__Goal__:
Take every line where the string "Write" appears and copy it.

__Record excerpts__:
· · ·
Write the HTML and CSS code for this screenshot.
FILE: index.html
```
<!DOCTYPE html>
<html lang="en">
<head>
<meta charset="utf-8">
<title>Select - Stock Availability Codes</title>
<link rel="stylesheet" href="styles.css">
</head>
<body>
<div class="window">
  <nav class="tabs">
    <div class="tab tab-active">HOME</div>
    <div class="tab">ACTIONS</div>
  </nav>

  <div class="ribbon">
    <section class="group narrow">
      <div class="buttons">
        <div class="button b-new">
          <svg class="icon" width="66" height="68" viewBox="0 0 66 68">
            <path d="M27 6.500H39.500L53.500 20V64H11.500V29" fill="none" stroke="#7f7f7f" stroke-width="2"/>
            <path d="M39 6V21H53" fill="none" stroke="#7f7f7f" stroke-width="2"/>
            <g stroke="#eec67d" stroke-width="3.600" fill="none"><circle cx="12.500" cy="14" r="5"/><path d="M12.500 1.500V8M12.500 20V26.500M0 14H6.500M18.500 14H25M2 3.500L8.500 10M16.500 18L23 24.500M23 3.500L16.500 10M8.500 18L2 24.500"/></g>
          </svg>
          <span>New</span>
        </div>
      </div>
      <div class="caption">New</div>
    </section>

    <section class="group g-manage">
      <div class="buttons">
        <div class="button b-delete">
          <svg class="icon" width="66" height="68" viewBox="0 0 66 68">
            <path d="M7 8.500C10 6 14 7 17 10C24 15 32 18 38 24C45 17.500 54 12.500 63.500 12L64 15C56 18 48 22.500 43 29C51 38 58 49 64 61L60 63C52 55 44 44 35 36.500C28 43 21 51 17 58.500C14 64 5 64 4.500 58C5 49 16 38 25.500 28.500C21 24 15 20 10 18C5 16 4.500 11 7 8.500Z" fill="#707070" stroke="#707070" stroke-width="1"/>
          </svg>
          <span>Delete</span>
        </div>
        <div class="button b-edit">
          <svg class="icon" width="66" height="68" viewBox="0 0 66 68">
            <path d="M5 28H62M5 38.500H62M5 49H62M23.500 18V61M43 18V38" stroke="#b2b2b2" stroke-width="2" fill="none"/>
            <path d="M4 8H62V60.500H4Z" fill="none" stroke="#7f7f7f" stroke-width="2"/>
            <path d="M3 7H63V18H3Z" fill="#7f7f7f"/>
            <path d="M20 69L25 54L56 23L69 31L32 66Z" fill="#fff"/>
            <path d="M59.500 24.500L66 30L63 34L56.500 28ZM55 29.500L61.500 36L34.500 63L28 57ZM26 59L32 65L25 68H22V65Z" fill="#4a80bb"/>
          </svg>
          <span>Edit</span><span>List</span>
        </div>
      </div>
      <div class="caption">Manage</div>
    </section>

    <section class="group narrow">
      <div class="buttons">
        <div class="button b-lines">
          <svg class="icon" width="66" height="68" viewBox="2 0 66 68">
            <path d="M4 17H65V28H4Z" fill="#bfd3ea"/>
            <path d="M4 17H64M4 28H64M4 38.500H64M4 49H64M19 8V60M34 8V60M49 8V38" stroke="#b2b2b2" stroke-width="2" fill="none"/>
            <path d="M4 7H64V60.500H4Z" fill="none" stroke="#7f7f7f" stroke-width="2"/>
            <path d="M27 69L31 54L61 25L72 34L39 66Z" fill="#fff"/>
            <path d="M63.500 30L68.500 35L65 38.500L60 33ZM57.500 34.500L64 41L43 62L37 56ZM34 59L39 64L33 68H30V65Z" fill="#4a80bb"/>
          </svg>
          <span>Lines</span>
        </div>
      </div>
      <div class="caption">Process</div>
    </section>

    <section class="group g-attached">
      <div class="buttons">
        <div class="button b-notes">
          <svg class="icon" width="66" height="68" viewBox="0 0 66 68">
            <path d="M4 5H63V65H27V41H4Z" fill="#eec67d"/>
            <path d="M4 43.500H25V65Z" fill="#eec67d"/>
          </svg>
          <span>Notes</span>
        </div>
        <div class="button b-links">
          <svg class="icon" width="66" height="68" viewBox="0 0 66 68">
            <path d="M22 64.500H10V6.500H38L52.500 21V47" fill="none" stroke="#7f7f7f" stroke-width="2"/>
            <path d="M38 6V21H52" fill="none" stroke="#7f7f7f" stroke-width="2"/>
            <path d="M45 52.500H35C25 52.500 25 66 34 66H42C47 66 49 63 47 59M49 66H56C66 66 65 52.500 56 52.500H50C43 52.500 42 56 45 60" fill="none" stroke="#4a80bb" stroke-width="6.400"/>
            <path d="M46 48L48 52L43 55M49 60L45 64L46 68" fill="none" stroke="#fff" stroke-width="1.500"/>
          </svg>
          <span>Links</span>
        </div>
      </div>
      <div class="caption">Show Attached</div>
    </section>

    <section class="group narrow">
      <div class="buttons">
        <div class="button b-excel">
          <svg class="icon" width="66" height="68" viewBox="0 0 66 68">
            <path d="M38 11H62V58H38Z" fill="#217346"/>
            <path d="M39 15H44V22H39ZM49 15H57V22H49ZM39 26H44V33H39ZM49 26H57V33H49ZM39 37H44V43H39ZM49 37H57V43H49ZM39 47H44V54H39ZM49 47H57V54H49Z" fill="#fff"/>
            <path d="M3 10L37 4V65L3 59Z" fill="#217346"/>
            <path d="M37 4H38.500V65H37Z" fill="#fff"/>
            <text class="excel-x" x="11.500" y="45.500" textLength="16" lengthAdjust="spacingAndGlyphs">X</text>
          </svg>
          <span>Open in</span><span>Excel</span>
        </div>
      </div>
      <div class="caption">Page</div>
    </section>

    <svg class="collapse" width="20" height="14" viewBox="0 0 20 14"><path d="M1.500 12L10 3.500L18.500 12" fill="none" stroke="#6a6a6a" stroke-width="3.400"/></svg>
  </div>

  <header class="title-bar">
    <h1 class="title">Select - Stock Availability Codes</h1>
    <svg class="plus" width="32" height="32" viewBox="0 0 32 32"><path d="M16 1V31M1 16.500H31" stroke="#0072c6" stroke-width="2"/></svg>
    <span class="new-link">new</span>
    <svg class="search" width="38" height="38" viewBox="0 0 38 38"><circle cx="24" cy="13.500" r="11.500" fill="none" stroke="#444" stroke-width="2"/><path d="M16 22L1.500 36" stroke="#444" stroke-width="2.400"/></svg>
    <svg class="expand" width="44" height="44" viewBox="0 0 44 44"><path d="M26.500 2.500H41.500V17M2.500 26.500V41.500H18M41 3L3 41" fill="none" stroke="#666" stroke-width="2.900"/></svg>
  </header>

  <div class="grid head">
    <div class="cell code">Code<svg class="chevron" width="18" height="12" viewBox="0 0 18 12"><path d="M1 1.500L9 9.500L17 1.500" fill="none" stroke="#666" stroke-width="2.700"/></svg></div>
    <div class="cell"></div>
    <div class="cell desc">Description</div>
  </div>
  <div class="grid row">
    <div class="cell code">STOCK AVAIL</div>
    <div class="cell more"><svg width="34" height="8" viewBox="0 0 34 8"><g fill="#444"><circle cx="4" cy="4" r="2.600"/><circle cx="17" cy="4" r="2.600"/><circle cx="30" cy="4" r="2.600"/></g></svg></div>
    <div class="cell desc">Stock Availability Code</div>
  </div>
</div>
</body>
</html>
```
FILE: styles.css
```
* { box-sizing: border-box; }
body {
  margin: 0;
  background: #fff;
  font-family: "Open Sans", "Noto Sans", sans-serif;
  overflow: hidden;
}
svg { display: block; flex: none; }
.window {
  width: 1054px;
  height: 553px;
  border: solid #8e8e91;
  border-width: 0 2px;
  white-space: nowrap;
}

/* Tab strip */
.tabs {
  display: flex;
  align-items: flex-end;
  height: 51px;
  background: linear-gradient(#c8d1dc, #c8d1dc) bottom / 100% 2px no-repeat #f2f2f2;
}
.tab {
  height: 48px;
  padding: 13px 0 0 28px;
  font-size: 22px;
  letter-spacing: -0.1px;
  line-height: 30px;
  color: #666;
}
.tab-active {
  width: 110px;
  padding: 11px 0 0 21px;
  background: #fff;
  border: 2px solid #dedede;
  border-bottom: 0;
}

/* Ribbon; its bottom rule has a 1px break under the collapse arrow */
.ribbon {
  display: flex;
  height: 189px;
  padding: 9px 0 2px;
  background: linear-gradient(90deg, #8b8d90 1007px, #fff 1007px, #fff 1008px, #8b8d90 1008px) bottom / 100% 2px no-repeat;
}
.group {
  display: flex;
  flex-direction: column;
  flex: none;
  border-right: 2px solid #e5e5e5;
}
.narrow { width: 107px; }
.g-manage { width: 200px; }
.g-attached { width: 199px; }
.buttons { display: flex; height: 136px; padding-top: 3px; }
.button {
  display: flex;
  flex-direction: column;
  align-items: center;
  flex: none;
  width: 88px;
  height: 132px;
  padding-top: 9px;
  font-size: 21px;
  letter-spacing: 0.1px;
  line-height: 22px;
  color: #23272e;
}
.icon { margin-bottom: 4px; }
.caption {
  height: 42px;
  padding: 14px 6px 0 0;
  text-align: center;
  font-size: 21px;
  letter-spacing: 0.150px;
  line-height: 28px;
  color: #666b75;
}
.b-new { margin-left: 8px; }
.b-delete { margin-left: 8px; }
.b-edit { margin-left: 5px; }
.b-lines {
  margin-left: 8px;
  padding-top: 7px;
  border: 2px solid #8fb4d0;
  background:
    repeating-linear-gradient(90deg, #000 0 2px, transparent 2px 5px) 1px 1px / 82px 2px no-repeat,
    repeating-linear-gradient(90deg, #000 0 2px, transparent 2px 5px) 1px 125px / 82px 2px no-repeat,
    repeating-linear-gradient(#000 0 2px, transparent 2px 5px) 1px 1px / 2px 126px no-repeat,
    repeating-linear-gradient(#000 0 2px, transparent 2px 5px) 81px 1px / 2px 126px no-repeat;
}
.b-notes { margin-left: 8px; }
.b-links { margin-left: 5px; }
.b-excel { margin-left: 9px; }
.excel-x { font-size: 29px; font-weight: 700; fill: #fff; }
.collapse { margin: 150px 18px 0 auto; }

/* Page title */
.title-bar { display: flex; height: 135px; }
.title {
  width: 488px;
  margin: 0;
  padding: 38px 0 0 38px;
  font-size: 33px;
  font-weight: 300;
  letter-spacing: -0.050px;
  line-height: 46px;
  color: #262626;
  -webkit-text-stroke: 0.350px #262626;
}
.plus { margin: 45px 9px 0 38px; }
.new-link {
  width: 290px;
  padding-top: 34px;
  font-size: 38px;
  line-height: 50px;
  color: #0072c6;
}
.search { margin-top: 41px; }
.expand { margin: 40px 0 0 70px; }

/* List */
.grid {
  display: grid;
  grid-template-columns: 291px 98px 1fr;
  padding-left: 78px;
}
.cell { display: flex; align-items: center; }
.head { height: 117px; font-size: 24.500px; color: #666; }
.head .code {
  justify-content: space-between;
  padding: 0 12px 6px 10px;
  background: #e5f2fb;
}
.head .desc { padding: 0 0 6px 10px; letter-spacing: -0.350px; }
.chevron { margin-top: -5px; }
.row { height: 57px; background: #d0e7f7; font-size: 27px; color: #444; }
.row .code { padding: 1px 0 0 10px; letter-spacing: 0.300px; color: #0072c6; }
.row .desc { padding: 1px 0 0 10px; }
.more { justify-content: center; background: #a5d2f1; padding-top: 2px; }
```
· · ·
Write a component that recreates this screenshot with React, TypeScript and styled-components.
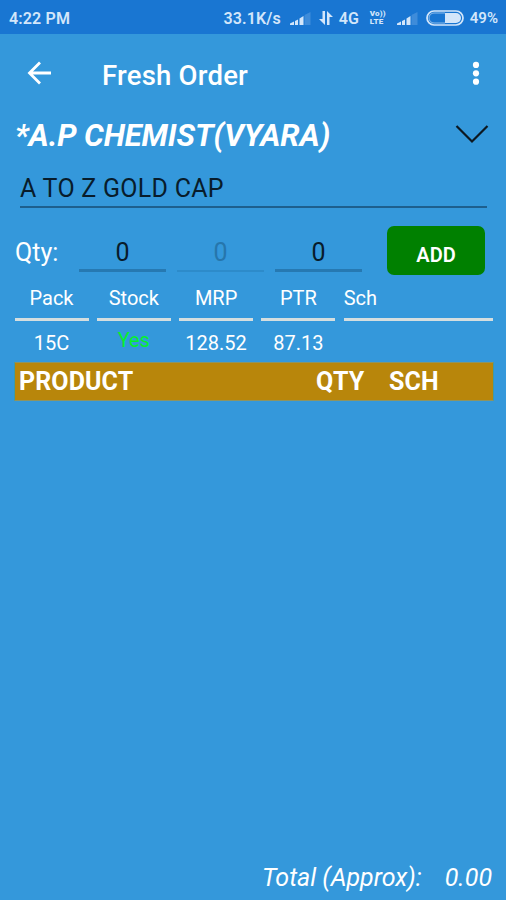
· · ·
__Correct output__:
Write the HTML and CSS code for this screenshot.
Write a component that recreates this screenshot with React, TypeScript and styled-components.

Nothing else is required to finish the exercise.